Before entering the Kenyan market, it’s essential to conduct detailed research into the regulatory requirements specific to your industry. Knowing the ins and outs of local laws and compliance requirements will help you avoid costly mistakes.

2. Partner with Local Experts

Working with local legal experts and business consultants can streamline the process of entering the market. These professionals have in-depth knowledge of Kenyan regulations and can help businesses avoid common pitfalls.

Africa Start-Up Hub, for example, collaborates with local consultants to offer businesses the guidance they need to navigate Kenya’s regulatory environment.

3. Take Advantage of Government Incentives

Kenya offers several incentives to attract foreign investors, particularly in sectors like manufacturing, renewable energy, and technology. These include tax breaks, grants, and preferential treatment for companies operating in special economic zones.

  • Recommendation: Engage with local authorities and investment agencies to ensure you’re taking full advantage of the incentives available.

4. Build Strong Local Partnerships

Partnering with local businesses and stakeholders is critical for success in Kenya. Local partners can help companies navigate the regulatory landscape, build trust with local consumers, and provide valuable market insights.
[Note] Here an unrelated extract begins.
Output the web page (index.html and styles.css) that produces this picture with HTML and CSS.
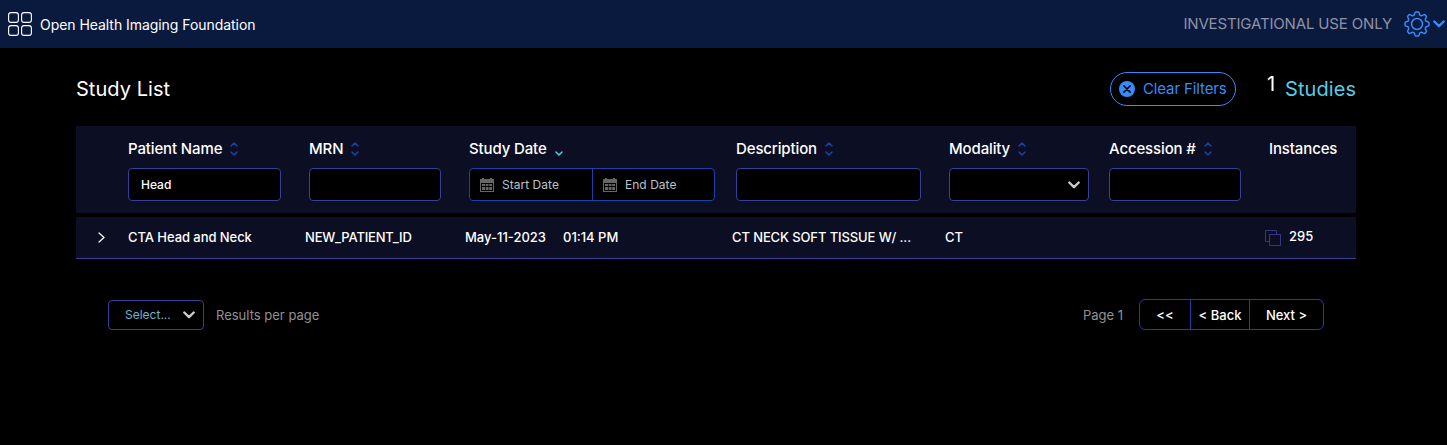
FILE: index.html
```html
<!DOCTYPE html>
<html lang="en">
<head>
<meta charset="utf-8">
<title>Study List</title>
<link rel="stylesheet" href="styles.css">
</head>
<body>
<svg class="defs" width="0" height="0" aria-hidden="true">
  <symbol id="sort" viewBox="0 0 8 14"><path d="M1 4 4 1l3 3M1 10l3 3 3-3" fill="none" stroke="currentColor" stroke-width="1.500" stroke-linecap="round" stroke-linejoin="round"/></symbol>
  <symbol id="calendar" viewBox="0 0 14 14"><path fill="currentColor" fill-rule="evenodd" d="M0 1h2V0h2v1h6V0h2v1h2v13H0zM1 5v8h12V5zM2 6h3v2H2zM5.700 6h2.800v2H5.700zM9.200 6H12v2H9.200zM2 9h3v3H2zM5.700 9h2.800v3H5.700zM9.200 9H12v3H9.200z"/></symbol>
  <symbol id="chevron" viewBox="0 0 12 8"><path d="M1.300 1.500 6 6.200l4.700-4.700" fill="none" stroke="currentColor" stroke-width="2.400" stroke-linecap="round" stroke-linejoin="round"/></symbol>
</svg>
<header class="topbar">
  <svg class="logo" viewBox="0 0 24 24"><g fill="none" stroke="#fff" stroke-width="1.100"><rect x=".6" y=".6" width="9.800" height="9.800" rx="2.500"/><rect x="13.600" y=".6" width="9.800" height="9.800" rx="2.500"/><rect x=".6" y="13.600" width="9.800" height="9.800" rx="2.500"/><rect x="13.600" y="13.600" width="9.800" height="9.800" rx="2.500"/></g></svg>
  <span class="brand">Open Health Imaging Foundation</span>
  <span class="notice">INVESTIGATIONAL USE ONLY</span>
  <svg class="gear" viewBox="0 0 26 26"><g fill="none" stroke="currentColor" stroke-width="1.500" stroke-linejoin="round"><circle cx="13" cy="13" r="5.500"/><path d="M10.800 2.300Q11 1 12 1h2q1 0 1.200 1.300c.3 2.300 2.200 3.100 4 1.700q1.100-.8 1.800-.1l1.100 1.100q.7.700-.1 1.800c-1.400 1.800-.6 3.700 1.700 4Q25 11 25 12v2q0 1-1.300 1.200c-2.300.3-3.100 2.200-1.700 4q.8 1.100.1 1.800L21 22.100q-.7.700-1.800-.1c-1.800-1.400-3.700-.6-4 1.700Q15 25 14 25h-2q-1 0-1.200-1.300c-.3-2.300-2.200-3.100-4-1.700q-1.100.8-1.800.1L3.900 21q-.7-.7.1-1.800c1.400-1.800.6-3.700-1.700-4Q1 15 1 14v-2q0-1 1.300-1.200c2.300-.3 3.100-2.200 1.700-4q-.8-1.100-.1-1.800L5 3.900q.7-.7 1.800.1c1.800 1.400 3.700.6 4-1.700z"/></g></svg>
  <svg class="caret"><use href="#chevron"/></svg>
</header>
<main class="content">
  <section class="heading">
    <h1 class="title">Study List</h1>
    <button class="clear"><svg class="clear-icon" viewBox="0 0 16 16"><circle cx="8" cy="8" r="8" fill="currentColor"/><path d="m4.800 4.800 6.400 6.400m0-6.400-6.400 6.400" stroke="#000" stroke-width="1.600" stroke-linecap="round"/></svg><span class="clear-text">Clear Filters</span></button>
    <span class="count">1</span>
    <span class="studies">Studies</span>
  </section>
  <section class="filters columns">
    <div class="field name"><div class="label"><span class="t">Patient Name</span><svg class="sort"><use href="#sort"/></svg></div><div class="box">Head</div></div>
    <div class="field mrn"><div class="label"><span class="t">MRN</span><svg class="sort"><use href="#sort"/></svg></div><div class="box"></div></div>
    <div class="field date"><div class="label"><span class="t">Study Date</span><svg class="sorted" viewBox="0 0 8 5"><path d="m1 1 3 3 3-3" fill="none" stroke="currentColor" stroke-width="1.500" stroke-linecap="round" stroke-linejoin="round"/></svg></div>
      <div class="box range"><div class="day"><svg class="cal"><use href="#calendar"/></svg><span>Start Date</span></div><div class="day"><svg class="cal"><use href="#calendar"/></svg><span>End Date</span></div></div></div>
    <div class="field desc"><div class="label"><span class="t">Description</span><svg class="sort"><use href="#sort"/></svg></div><div class="box"></div></div>
    <div class="field mod"><div class="label"><span class="t">Modality</span><svg class="sort"><use href="#sort"/></svg></div><div class="box select"><svg class="chev"><use href="#chevron"/></svg></div></div>
    <div class="field acc"><div class="label"><span class="t">Accession #</span><svg class="sort"><use href="#sort"/></svg></div><div class="box"></div></div>
    <div class="field"><div class="label"><span class="t">Instances</span></div></div>
  </section>
  <section class="study">
    <svg class="expand" viewBox="0 0 7 11"><path d="m1 1 5 4.500L1 10" fill="none" stroke="#fff" stroke-width="1.200" stroke-linecap="round" stroke-linejoin="round"/></svg>
    <span class="cell patient">CTA Head and Neck</span>
    <span class="cell mrn-value">NEW_PATIENT_ID</span>
    <span class="cell when"><span class="d">May-11-2023</span><span>01:14 PM</span></span>
    <span class="cell summary">CT NECK SOFT TISSUE W/ ...</span>
    <span class="cell">CT</span>
    <span></span>
    <span class="instances"><svg class="series" viewBox="0 0 16 16"><path d="M4 11.500H.5V.5h11V4M4.500 4.500h11v11h-11z" fill="none" stroke="currentColor"/></svg><span class="num">295</span></span>
  </section>
  <footer class="pager">
    <div class="size"><span>Select...</span><svg class="chev"><use href="#chevron"/></svg></div>
    <span class="per">Results per page</span>
    <span class="page">Page 1</span>
    <div class="buttons"><button class="first">&lt;&lt;</button><button class="back">&lt; Back</button><button class="next">Next &gt;</button></div>
  </footer>
</main>
</body>
</html>
```
FILE: styles.css
```css
* { box-sizing: border-box; }
body { margin: 0; background: #000; color: #fff; font-family: Inter, sans-serif; font-size: 13px; min-height: 445px; }
svg { display: block; flex: none; }
.defs { position: absolute; }
button { font: inherit; background: none; margin: 0; padding: 0; color: inherit; border: 0; }
.topbar { height: 48px; background: #0a1a3f; display: flex; align-items: center; padding: 0 2px 0 8px; }
.logo { width: 24px; height: 24px; }
.brand { margin-left: 8px; font-size: 14px; letter-spacing: -.05px; }
.notice { margin-left: auto; font-size: 15px; letter-spacing: -.16px; color: #8f92a4; padding-bottom: 2px; }
.gear { width: 26px; height: 26px; margin-left: 12px; color: #348cfd; }
.caret { width: 12px; height: 8px; margin-left: 3px; color: #348cfd; }
.content { width: 1280px; margin-left: 76px; }
.heading { height: 78px; padding-top: 4px; display: flex; align-items: center; }
.title { margin: 0; font-size: 20px; font-weight: 400; letter-spacing: .04px; }
.clear { margin-left: auto; width: 126px; height: 34px; border: 1px solid #348cfd; border-radius: 17px; color: #348cfd; display: flex; align-items: center; padding-left: 8px; font-size: 15px; letter-spacing: -.12px; white-space: nowrap; }
.clear-icon { width: 16px; height: 16px; margin-right: 8px; }
.clear-text { padding-bottom: 2px; }
.count { width: 10px; margin: 0 8px 11px 31px; font-size: 20px; }
.studies { width: 71px; font-size: 20px; letter-spacing: .1px; color: #5acce6; }
.filters { height: 87px; background: #0c0e23; display: grid; grid-template-columns: 181px 160px 267px 213px 160px 160px 87px; padding: 13px 0 0 52px; }
.label { height: 20px; display: flex; align-items: center; font-size: 15px; letter-spacing: -.13px; font-weight: 500; white-space: nowrap; margin-bottom: 9px; }
.t { padding-bottom: 2px; }
.sort { width: 8px; height: 14px; margin-left: 8px; color: #1744a8; }
.sorted { width: 8px; height: 5px; margin: 9px 0 0 8px; color: #5acce6; }
.box { height: 33px; background: #000; border: 1px solid #3a3f99; border-radius: 4px; display: flex; align-items: center; padding-left: 12px; font-size: 12px; font-weight: 500; width: 132px; }
.name .box { width: 153px; }
.desc .box { width: 185px; }
.mod .box { width: 140px; }
.date .box { width: 246px; padding: 0; border-color: #1744a8; font-size: 12px; letter-spacing: .03px; font-weight: 400; color: #b9c2cd; }
.day { width: 123px; height: 31px; display: flex; align-items: center; padding-left: 10px; }
.day + .day { border-left: 1px solid #1744a8; }
.cal { width: 14px; height: 14px; margin-right: 8px; color: #666; }
.select { justify-content: flex-end; padding-right: 8px; }
.chev { width: 12px; height: 8px; color: #ccc; }
.study { height: 42px; margin-top: 4px; background: #0c0e23; border-bottom: 1px solid #3a3f99; display: grid; grid-template-columns: 52px 177px 160px 267px 213px 160px 160px 91px; align-items: center; font-weight: 500; white-space: nowrap; }
.expand { width: 7px; height: 11px; margin-left: 22px; }
.cell { padding-bottom: 2px; letter-spacing: -.06px; }
.mrn-value { letter-spacing: -.2px; }
.summary { letter-spacing: -.11px; }
.when { display: flex; letter-spacing: 0; }
.d { width: 98px; }
.instances { display: flex; align-items: center; }
.series { width: 16px; height: 16px; color: #34387f; margin-right: 8px; }
.num { margin-top: -3px; }
.pager { display: flex; align-items: center; margin-top: 40px; padding: 0 32px; height: 31px; color: #919191; }
.size { width: 96px; height: 30px; border: 1px solid #3a3f99; border-radius: 4px; display: flex; align-items: center; justify-content: space-between; padding: 0 8px 0 16px; font-size: 12px; color: #6fb3d3; margin-right: 12px; }
.page { margin-left: auto; margin-right: 16px; }
.buttons { display: flex; height: 31px; width: 185px; border: 1px solid #1744a8; border-radius: 6px; color: #fff; font-weight: 500; letter-spacing: -.08px; }
.first { width: 50px; }
.back { width: 60px; border: solid #1744a8; border-width: 0 1px; }
.next { flex: 1; }
```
Kenya is a promising market for businesses looking to expand into Africa. With a fast-growing economy, a young and tech-savvy population, and significant opportunities in sectors like technology, agriculture, and manufacturing, Kenya offers a unique platform for growth.

Navigating the country’s regulatory environment requires careful planning and local expertise. By conducting thorough research, leveraging government incentives, and partnering with local experts, businesses can confidently enter the Kenyan market and position themselves for long-term success.

Expanding into Africa, particularly in Kenya, is a venture full of potential. With the right approach and guidance, your business can tap into the wealth of opportunities available and thrive in one of Africa’s most dynamic markets.